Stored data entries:
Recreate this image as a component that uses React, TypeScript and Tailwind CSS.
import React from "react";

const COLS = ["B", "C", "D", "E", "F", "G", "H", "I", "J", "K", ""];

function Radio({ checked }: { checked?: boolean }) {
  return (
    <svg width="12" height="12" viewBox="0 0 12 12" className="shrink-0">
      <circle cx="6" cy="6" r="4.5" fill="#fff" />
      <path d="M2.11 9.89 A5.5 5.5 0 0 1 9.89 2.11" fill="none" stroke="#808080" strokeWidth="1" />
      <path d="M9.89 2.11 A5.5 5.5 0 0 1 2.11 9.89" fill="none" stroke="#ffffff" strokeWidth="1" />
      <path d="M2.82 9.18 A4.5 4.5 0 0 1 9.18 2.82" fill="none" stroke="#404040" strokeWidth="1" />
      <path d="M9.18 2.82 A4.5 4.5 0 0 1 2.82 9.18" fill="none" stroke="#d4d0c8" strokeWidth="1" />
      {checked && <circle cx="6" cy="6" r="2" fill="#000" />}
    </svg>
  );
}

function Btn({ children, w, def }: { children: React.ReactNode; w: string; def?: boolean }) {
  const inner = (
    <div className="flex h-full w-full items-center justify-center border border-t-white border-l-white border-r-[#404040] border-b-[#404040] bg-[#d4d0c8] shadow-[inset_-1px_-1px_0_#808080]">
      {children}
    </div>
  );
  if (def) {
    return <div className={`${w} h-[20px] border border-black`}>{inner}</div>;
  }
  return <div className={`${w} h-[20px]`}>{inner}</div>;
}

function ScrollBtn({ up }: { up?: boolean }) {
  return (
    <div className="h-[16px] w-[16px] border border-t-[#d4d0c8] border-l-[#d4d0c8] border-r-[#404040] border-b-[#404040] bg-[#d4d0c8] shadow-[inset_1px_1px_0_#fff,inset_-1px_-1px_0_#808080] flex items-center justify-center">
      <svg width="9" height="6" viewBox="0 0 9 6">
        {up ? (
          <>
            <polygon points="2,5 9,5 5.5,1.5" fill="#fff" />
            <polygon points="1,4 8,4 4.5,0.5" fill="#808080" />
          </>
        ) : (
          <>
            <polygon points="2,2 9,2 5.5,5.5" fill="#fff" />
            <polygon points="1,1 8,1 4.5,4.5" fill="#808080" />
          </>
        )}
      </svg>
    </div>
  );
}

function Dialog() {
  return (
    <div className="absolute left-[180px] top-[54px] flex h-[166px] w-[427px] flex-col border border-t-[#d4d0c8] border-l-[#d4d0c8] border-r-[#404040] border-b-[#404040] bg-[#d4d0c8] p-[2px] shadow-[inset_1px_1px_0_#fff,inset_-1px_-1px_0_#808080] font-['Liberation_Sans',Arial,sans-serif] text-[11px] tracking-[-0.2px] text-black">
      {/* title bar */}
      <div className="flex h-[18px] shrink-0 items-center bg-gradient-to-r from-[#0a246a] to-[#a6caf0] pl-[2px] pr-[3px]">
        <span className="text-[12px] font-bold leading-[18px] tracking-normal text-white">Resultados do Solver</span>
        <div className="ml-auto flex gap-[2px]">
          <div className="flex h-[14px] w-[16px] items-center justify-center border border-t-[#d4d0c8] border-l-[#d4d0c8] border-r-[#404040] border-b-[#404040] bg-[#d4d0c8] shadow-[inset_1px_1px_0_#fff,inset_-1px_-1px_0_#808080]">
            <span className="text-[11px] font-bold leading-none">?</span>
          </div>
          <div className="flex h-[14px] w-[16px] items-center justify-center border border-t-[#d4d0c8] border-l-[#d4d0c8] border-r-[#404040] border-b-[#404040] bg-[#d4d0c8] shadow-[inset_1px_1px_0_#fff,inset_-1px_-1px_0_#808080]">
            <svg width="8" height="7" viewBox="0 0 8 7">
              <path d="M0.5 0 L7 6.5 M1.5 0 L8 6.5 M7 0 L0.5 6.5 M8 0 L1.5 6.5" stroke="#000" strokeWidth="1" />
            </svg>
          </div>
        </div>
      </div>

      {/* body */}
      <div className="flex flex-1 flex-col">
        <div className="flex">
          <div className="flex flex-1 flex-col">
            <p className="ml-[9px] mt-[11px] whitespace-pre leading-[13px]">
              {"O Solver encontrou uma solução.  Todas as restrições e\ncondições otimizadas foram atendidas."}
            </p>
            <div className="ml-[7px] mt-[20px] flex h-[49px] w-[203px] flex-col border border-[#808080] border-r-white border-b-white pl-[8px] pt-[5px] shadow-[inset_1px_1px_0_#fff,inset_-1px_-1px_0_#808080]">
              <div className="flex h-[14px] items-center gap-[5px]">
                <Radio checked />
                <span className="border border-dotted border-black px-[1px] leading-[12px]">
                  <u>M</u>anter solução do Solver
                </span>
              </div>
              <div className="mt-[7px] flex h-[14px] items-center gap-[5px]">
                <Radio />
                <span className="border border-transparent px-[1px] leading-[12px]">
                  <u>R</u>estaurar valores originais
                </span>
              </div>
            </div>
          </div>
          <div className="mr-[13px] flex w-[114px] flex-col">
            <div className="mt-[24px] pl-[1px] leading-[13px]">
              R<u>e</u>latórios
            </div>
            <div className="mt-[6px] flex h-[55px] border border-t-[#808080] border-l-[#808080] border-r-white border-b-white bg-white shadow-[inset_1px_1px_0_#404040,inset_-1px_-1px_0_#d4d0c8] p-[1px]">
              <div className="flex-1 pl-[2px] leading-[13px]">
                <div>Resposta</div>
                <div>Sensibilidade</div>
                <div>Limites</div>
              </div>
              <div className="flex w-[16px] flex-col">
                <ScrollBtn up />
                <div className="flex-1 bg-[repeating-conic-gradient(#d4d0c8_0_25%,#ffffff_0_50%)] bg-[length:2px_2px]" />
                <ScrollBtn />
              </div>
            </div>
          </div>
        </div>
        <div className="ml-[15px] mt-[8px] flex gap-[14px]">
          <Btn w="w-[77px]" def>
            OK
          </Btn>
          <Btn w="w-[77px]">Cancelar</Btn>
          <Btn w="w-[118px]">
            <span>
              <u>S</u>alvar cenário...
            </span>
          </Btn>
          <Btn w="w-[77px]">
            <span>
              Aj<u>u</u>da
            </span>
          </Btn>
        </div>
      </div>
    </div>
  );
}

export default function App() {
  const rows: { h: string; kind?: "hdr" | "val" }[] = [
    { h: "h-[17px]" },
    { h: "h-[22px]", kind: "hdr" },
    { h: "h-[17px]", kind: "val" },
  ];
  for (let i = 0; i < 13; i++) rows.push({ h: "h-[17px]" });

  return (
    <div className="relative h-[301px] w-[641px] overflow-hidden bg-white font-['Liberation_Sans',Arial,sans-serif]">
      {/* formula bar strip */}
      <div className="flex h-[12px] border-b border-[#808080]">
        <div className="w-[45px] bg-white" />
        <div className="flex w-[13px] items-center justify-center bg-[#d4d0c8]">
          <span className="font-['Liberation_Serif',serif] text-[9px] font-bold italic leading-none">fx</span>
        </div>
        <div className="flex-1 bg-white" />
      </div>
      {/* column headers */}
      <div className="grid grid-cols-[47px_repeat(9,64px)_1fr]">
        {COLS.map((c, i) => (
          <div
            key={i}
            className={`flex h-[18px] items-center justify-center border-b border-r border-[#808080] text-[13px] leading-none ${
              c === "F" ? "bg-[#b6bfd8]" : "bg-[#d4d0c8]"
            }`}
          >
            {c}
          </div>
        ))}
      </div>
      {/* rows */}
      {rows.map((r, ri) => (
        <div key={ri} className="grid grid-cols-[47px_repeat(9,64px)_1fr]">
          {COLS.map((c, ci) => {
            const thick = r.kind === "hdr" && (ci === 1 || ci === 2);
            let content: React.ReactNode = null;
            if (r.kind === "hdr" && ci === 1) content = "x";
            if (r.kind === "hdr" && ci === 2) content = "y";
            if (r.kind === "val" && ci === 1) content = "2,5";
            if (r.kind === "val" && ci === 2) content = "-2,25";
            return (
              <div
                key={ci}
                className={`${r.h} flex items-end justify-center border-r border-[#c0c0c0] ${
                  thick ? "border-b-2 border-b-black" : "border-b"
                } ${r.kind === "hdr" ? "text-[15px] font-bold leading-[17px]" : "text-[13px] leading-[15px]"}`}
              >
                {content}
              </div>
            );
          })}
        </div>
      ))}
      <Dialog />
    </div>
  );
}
* * *
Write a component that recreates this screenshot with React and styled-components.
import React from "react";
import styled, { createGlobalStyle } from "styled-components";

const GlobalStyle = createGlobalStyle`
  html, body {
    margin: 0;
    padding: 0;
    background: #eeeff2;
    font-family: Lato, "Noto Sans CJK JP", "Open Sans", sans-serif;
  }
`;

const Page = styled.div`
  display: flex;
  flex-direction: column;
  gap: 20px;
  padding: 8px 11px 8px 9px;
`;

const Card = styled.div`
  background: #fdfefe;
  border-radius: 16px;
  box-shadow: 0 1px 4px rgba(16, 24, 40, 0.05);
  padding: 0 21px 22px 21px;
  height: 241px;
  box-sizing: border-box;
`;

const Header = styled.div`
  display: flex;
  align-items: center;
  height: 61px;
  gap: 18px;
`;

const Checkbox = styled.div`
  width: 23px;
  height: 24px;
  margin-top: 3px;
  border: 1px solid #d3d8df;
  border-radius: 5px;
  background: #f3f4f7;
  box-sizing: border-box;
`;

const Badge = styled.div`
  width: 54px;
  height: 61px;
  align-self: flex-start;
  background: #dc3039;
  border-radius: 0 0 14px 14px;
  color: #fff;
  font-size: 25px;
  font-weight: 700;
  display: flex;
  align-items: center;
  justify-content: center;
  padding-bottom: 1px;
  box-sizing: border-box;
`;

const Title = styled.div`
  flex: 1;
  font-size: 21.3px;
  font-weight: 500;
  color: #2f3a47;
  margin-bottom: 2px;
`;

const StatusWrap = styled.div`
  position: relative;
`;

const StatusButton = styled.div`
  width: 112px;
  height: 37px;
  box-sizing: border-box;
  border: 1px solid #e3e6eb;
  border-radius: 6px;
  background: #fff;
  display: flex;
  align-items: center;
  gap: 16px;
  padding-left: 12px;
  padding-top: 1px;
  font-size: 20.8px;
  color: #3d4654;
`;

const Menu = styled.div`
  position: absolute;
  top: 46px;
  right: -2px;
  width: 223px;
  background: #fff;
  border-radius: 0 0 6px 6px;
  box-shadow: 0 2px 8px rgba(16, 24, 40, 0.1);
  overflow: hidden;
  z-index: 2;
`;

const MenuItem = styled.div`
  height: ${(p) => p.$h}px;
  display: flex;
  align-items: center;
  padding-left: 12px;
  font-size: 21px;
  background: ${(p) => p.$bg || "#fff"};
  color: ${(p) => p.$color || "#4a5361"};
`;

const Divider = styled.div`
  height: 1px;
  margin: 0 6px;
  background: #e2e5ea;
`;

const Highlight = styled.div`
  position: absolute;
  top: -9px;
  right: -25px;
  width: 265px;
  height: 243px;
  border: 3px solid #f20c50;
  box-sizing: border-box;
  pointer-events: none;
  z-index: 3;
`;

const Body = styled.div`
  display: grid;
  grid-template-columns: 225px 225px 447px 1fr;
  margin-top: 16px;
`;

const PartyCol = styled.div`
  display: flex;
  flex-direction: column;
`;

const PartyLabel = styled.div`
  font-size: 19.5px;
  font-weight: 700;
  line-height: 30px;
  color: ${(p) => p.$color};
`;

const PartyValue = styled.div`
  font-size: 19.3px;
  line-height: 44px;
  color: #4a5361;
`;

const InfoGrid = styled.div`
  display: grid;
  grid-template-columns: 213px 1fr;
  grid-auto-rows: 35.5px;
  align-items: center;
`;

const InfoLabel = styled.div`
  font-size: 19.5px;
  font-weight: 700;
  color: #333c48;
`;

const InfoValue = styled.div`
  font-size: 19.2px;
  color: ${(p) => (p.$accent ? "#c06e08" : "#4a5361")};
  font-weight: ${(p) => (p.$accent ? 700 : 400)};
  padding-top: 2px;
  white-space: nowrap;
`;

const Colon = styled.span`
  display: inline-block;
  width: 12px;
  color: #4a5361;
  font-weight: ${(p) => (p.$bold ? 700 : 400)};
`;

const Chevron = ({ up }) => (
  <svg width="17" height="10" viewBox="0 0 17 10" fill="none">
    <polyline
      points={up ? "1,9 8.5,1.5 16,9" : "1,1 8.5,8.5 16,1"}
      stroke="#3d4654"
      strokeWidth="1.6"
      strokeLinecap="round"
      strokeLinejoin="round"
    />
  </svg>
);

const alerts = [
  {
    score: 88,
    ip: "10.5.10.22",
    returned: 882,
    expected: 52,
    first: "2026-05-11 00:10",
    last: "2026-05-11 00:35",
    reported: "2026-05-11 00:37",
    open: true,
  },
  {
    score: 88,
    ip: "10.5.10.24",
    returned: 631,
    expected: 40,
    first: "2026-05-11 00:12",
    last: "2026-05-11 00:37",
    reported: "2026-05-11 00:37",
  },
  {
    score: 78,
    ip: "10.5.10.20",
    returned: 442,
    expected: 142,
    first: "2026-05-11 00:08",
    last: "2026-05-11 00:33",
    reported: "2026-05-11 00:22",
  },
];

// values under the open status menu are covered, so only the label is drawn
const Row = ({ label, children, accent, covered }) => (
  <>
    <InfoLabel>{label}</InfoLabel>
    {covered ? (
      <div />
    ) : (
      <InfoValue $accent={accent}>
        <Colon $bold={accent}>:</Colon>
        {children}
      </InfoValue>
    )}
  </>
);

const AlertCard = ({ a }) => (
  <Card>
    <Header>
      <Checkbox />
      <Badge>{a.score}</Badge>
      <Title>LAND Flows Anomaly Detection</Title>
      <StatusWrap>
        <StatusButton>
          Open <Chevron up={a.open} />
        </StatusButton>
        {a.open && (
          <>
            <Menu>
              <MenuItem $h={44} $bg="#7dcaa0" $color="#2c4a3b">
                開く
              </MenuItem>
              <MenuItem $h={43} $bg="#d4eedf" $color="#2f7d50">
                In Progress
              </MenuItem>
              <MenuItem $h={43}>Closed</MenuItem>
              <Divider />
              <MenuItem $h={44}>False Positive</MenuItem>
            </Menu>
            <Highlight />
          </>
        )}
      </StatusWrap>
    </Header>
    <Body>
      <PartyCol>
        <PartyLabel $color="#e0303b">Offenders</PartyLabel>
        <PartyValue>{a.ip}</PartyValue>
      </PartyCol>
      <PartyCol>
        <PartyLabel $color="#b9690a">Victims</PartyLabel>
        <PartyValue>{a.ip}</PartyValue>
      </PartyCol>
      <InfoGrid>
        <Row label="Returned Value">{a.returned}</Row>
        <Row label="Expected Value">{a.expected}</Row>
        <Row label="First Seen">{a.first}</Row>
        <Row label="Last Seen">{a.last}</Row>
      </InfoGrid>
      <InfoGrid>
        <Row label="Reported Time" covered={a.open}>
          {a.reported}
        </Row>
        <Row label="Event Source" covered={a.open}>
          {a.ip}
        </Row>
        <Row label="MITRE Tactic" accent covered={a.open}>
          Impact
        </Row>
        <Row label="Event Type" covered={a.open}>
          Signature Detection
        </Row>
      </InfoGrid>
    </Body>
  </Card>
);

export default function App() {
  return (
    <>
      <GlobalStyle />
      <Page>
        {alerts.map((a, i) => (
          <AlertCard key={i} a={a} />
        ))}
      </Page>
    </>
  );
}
--
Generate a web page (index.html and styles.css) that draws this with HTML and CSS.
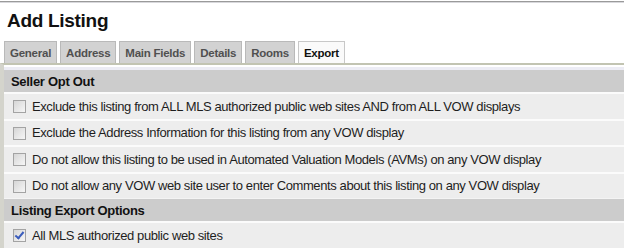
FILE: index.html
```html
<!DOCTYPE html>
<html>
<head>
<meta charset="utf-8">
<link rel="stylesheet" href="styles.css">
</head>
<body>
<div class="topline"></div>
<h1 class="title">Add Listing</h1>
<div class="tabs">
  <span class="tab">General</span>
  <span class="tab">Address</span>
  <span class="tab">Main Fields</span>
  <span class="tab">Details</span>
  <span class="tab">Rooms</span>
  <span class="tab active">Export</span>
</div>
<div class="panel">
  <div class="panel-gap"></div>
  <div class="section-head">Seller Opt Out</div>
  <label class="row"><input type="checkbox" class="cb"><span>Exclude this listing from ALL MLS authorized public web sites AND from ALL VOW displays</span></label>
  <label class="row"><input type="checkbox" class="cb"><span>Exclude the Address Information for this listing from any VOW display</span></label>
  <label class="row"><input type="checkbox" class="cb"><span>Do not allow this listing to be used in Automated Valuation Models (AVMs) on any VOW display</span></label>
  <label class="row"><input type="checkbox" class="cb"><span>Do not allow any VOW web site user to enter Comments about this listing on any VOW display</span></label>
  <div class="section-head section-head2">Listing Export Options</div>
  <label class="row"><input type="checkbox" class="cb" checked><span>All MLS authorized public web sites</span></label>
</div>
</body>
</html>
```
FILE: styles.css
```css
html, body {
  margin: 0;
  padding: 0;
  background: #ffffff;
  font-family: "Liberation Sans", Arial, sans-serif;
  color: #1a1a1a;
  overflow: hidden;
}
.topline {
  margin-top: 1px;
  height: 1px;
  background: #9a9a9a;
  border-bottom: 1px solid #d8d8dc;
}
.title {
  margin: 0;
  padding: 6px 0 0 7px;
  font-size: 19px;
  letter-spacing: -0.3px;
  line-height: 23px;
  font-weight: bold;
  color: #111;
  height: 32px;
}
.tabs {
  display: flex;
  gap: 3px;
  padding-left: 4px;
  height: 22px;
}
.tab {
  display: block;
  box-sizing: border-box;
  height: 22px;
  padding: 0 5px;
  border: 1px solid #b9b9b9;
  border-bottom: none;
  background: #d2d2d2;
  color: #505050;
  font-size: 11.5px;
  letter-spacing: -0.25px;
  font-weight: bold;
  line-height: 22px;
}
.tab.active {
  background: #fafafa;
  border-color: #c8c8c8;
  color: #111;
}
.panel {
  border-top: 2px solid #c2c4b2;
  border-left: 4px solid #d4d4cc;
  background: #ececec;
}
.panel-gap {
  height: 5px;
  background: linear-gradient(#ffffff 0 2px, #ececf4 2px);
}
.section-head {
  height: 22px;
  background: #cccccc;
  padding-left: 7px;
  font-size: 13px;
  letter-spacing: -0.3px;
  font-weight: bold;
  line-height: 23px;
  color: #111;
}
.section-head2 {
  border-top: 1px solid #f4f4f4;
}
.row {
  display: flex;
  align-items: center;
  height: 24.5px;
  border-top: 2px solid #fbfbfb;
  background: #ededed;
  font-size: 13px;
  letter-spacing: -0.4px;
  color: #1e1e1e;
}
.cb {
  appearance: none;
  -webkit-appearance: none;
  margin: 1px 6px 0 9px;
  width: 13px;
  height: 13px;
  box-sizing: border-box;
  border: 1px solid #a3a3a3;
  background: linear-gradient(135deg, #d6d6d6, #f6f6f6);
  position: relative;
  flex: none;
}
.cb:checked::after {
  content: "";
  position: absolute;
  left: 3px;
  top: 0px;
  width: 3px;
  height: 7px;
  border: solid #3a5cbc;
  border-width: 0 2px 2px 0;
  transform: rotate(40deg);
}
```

STATED TASK: In the entries above, find each line with the word "that" and copy it.

WRITTEN RESPONSE:
Recreate this image as a component that uses React, TypeScript and Tailwind CSS.
Write a component that recreates this screenshot with React and styled-components.
Generate a web page (index.html and styles.css) that draws this with HTML and CSS.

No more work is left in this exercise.